> **Exercise**: Reproduce all the lines below exactly and omit the images.

> **Stored rows**:
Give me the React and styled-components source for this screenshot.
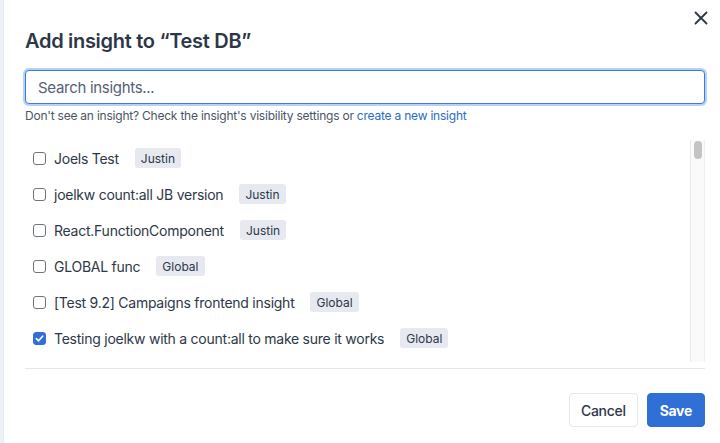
import React from "react";
import styled, { createGlobalStyle } from "styled-components";

const GlobalStyle = createGlobalStyle`
    html, body {
        margin: 0;
        padding: 0;
        background: #ffffff;
    }
    body {
        font-family: Inter, "Noto Sans", "Liberation Sans", sans-serif;
        color: #2d3748;
    }
`;

const insights = [
    { name: "Joels Test", owner: "Justin" },
    { name: "joelkw count:all JB version", owner: "Justin" },
    { name: "React.FunctionComponent", owner: "Justin" },
    { name: "GLOBAL func", owner: "Global" },
    { name: "[Test 9.2] Campaigns frontend insight", owner: "Global" },
    { name: "Testing joelkw with a count:all to make sure it works", owner: "Global", checked: true },
];

const Page = styled.div`
    display: flex;
    height: 443px;
    width: 720px;
    overflow: hidden;
`;

const Backdrop = styled.div`
    width: 3px;
    background: #eef1f6;
    border-right: 1px solid #e6e9ef;
`;

const Modal = styled.div`
    position: relative;
    flex: 1;
    display: flex;
    flex-direction: column;
    padding: 27px 15px 0 21px;
    background: #ffffff;
`;

const CloseButton = styled.button`
    position: absolute;
    top: 8px;
    right: 9px;
    width: 20px;
    height: 20px;
    display: flex;
    align-items: center;
    justify-content: center;
    padding: 0;
    border: none;
    background: transparent;
    color: #2d3748;
`;

const Title = styled.h2`
    margin: 0;
    font-size: 20px;
    line-height: 28px;
    font-weight: 600;
    letter-spacing: -0.3px;
    color: #2d3748;
`;

const SearchInput = styled.input`
    box-sizing: border-box;
    margin-top: 15px;
    width: 100%;
    height: 34px;
    padding: 0 12px;
    border: 1px solid #3b7be0;
    border-radius: 4px;
    box-shadow: 0 0 0 2px rgba(96, 150, 235, 0.45);
    outline: none;
    font-family: inherit;
    font-size: 15px;
    letter-spacing: -0.3px;
    color: #2d3748;
    &::placeholder {
        color: #566076;
    }
`;

const HelpText = styled.p`
    margin: 4px 0 0;
    font-size: 12px;
    line-height: 16px;
    letter-spacing: -0.22px;
    color: #4a5568;
`;

const Link = styled.a`
    color: #2b6cc4;
    text-decoration: none;
`;

const ScrollArea = styled.div`
    margin-top: 16px;
    height: 222px;
    display: flex;
`;

const Items = styled.div`
    flex: 1;
    overflow: hidden;
    padding-left: 8px;
`;

const ScrollTrack = styled.div`
    box-sizing: border-box;
    width: 15px;
    padding: 1px 2px 0 3px;
    background: #fafafa;
    border-left: 1px solid #e8e8e8;
    border-right: 1px solid #efefef;
`;

const ScrollThumb = styled.div`
    height: 18px;
    border-radius: 5px;
    background: #c3c3c3;
`;

const Row = styled.label`
    display: flex;
    align-items: center;
    height: 36px;
    font-size: 14px;
    letter-spacing: -0.25px;
    color: #2d3748;
`;

const Box = styled.span`
    box-sizing: border-box;
    width: 13px;
    height: 13px;
    flex-shrink: 0;
    display: flex;
    align-items: center;
    justify-content: center;
    border-radius: 3px;
    border: 1px solid ${(p) => (p.$checked ? "#2f6fd6" : "#6f737a")};
    background: ${(p) => (p.$checked ? "#2f6fd6" : "#ffffff")};
`;

const Name = styled.span`
    margin-left: 8px;
    white-space: nowrap;
`;

const Badge = styled.span`
    margin-left: 16px;
    height: 20px;
    padding: 0 6px;
    display: inline-flex;
    align-items: center;
    border-radius: 3px;
    background: #e6e9f0;
    font-size: 12px;
    font-weight: 400;
    letter-spacing: 0;
    color: #2d3748;
`;

const Divider = styled.hr`
    margin: 6px 0 0;
    border: none;
    border-top: 1px solid #e4e7ec;
`;

const Footer = styled.div`
    display: flex;
    justify-content: flex-end;
    gap: 9px;
    padding-top: 24px;
`;

const Button = styled.button`
    height: 34px;
    padding: 0 ${(p) => (p.$primary ? 12 : 11)}px;
    border-radius: 4px;
    font-family: inherit;
    font-size: 14px;
    letter-spacing: -0.3px;
    font-weight: ${(p) => (p.$primary ? 700 : 500)};
    border: 1px solid ${(p) => (p.$primary ? "#2f6fd6" : "#e2e6ee")};
    background: ${(p) => (p.$primary ? "#2f6fd6" : "#ffffff")};
    color: ${(p) => (p.$primary ? "#ffffff" : "#2d3748")};
`;

const Check = () => (
    <svg width="9" height="9" viewBox="0 0 10 10">
        <path d="M1.5 5.2 L4 7.6 L8.5 2.4" fill="none" stroke="#fff" strokeWidth="1.8" strokeLinecap="round" strokeLinejoin="round" />
    </svg>
);

const CloseIcon = () => (
    <svg width="14" height="14" viewBox="0 0 14 14">
        <path d="M1.5 1.5 L12.5 12.5 M12.5 1.5 L1.5 12.5" stroke="currentColor" strokeWidth="1.8" strokeLinecap="round" />
    </svg>
);

const InsightRow = ({ insight }) => (
    <Row>
        <Box $checked={insight.checked}>{insight.checked && <Check />}</Box>
        <Name>{insight.name}</Name>
        <Badge>{insight.owner}</Badge>
    </Row>
);

export default function App() {
    return (
        <Page>
            <GlobalStyle />
            <Backdrop />
            <Modal>
                <CloseButton aria-label="Close">
                    <CloseIcon />
                </CloseButton>
                <Title>Add insight to “Test DB”</Title>
                <SearchInput placeholder="Search insights..." />
                <HelpText>
                    Don't see an insight? Check the insight's visibility settings or{" "}
                    <Link href="#">create a new insight</Link>
                </HelpText>
                <ScrollArea>
                    <Items>
                        {insights.map((insight, i) => (
                            <InsightRow key={i} insight={insight} />
                        ))}
                    </Items>
                    <ScrollTrack>
                        <ScrollThumb />
                    </ScrollTrack>
                </ScrollArea>
                <Divider />
                <Footer>
                    <Button>Cancel</Button>
                    <Button $primary>Save</Button>
                </Footer>
            </Modal>
        </Page>
    );
}
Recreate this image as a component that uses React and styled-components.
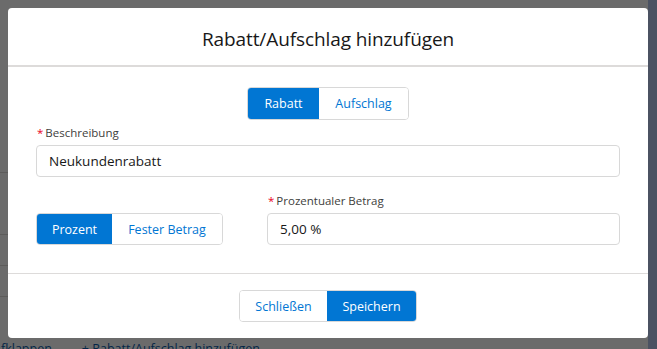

> **Answer below**:
Give me the React and styled-components source for this screenshot.
import React from "react";
import styled, { createGlobalStyle } from "styled-components";

const GlobalStyle = createGlobalStyle`
    html, body {
        margin: 0;
        padding: 0;
        background: #ffffff;
    }
    body {
        font-family: Inter, "Noto Sans", "Liberation Sans", sans-serif;
        color: #2d3748;
    }
`;

const insights = [
    { name: "Joels Test", owner: "Justin" },
    { name: "joelkw count:all JB version", owner: "Justin" },
    { name: "React.FunctionComponent", owner: "Justin" },
    { name: "GLOBAL func", owner: "Global" },
    { name: "[Test 9.2] Campaigns frontend insight", owner: "Global" },
    { name: "Testing joelkw with a count:all to make sure it works", owner: "Global", checked: true },
];

const Page = styled.div`
    display: flex;
    height: 443px;
    width: 720px;
    overflow: hidden;
`;

const Backdrop = styled.div`
    width: 3px;
    background: #eef1f6;
    border-right: 1px solid #e6e9ef;
`;

const Modal = styled.div`
    position: relative;
    flex: 1;
    display: flex;
    flex-direction: column;
    padding: 27px 15px 0 21px;
    background: #ffffff;
`;

const CloseButton = styled.button`
    position: absolute;
    top: 8px;
    right: 9px;
    width: 20px;
    height: 20px;
    display: flex;
    align-items: center;
    justify-content: center;
    padding: 0;
    border: none;
    background: transparent;
    color: #2d3748;
`;

const Title = styled.h2`
    margin: 0;
    font-size: 20px;
    line-height: 28px;
    font-weight: 600;
    letter-spacing: -0.3px;
    color: #2d3748;
`;

const SearchInput = styled.input`
    box-sizing: border-box;
    margin-top: 15px;
    width: 100%;
    height: 34px;
    padding: 0 12px;
    border: 1px solid #3b7be0;
    border-radius: 4px;
    box-shadow: 0 0 0 2px rgba(96, 150, 235, 0.45);
    outline: none;
    font-family: inherit;
    font-size: 15px;
    letter-spacing: -0.3px;
    color: #2d3748;
    &::placeholder {
        color: #566076;
    }
`;

const HelpText = styled.p`
    margin: 4px 0 0;
    font-size: 12px;
    line-height: 16px;
    letter-spacing: -0.22px;
    color: #4a5568;
`;

const Link = styled.a`
    color: #2b6cc4;
    text-decoration: none;
`;

const ScrollArea = styled.div`
    margin-top: 16px;
    height: 222px;
    display: flex;
`;

const Items = styled.div`
    flex: 1;
    overflow: hidden;
    padding-left: 8px;
`;

const ScrollTrack = styled.div`
    box-sizing: border-box;
    width: 15px;
    padding: 1px 2px 0 3px;
    background: #fafafa;
    border-left: 1px solid #e8e8e8;
    border-right: 1px solid #efefef;
`;

const ScrollThumb = styled.div`
    height: 18px;
    border-radius: 5px;
    background: #c3c3c3;
`;

const Row = styled.label`
    display: flex;
    align-items: center;
    height: 36px;
    font-size: 14px;
    letter-spacing: -0.25px;
    color: #2d3748;
`;

const Box = styled.span`
    box-sizing: border-box;
    width: 13px;
    height: 13px;
    flex-shrink: 0;
    display: flex;
    align-items: center;
    justify-content: center;
    border-radius: 3px;
    border: 1px solid ${(p) => (p.$checked ? "#2f6fd6" : "#6f737a")};
    background: ${(p) => (p.$checked ? "#2f6fd6" : "#ffffff")};
`;

const Name = styled.span`
    margin-left: 8px;
    white-space: nowrap;
`;

const Badge = styled.span`
    margin-left: 16px;
    height: 20px;
    padding: 0 6px;
    display: inline-flex;
    align-items: center;
    border-radius: 3px;
    background: #e6e9f0;
    font-size: 12px;
    font-weight: 400;
    letter-spacing: 0;
    color: #2d3748;
`;

const Divider = styled.hr`
    margin: 6px 0 0;
    border: none;
    border-top: 1px solid #e4e7ec;
`;

const Footer = styled.div`
    display: flex;
    justify-content: flex-end;
    gap: 9px;
    padding-top: 24px;
`;

const Button = styled.button`
    height: 34px;
    padding: 0 ${(p) => (p.$primary ? 12 : 11)}px;
    border-radius: 4px;
    font-family: inherit;
    font-size: 14px;
    letter-spacing: -0.3px;
    font-weight: ${(p) => (p.$primary ? 700 : 500)};
    border: 1px solid ${(p) => (p.$primary ? "#2f6fd6" : "#e2e6ee")};
    background: ${(p) => (p.$primary ? "#2f6fd6" : "#ffffff")};
    color: ${(p) => (p.$primary ? "#ffffff" : "#2d3748")};
`;

const Check = () => (
    <svg width="9" height="9" viewBox="0 0 10 10">
        <path d="M1.5 5.2 L4 7.6 L8.5 2.4" fill="none" stroke="#fff" strokeWidth="1.8" strokeLinecap="round" strokeLinejoin="round" />
    </svg>
);

const CloseIcon = () => (
    <svg width="14" height="14" viewBox="0 0 14 14">
        <path d="M1.5 1.5 L12.5 12.5 M12.5 1.5 L1.5 12.5" stroke="currentColor" strokeWidth="1.8" strokeLinecap="round" />
    </svg>
);

const InsightRow = ({ insight }) => (
    <Row>
        <Box $checked={insight.checked}>{insight.checked && <Check />}</Box>
        <Name>{insight.name}</Name>
        <Badge>{insight.owner}</Badge>
    </Row>
);

export default function App() {
    return (
        <Page>
            <GlobalStyle />
            <Backdrop />
            <Modal>
                <CloseButton aria-label="Close">
                    <CloseIcon />
                </CloseButton>
                <Title>Add insight to “Test DB”</Title>
                <SearchInput placeholder="Search insights..." />
                <HelpText>
                    Don't see an insight? Check the insight's visibility settings or{" "}
                    <Link href="#">create a new insight</Link>
                </HelpText>
                <ScrollArea>
                    <Items>
                        {insights.map((insight, i) => (
                            <InsightRow key={i} insight={insight} />
                        ))}
                    </Items>
                    <ScrollTrack>
                        <ScrollThumb />
                    </ScrollTrack>
                </ScrollArea>
                <Divider />
                <Footer>
                    <Button>Cancel</Button>
                    <Button $primary>Save</Button>
                </Footer>
            </Modal>
        </Page>
    );
}
Recreate this image as a component that uses React and styled-components.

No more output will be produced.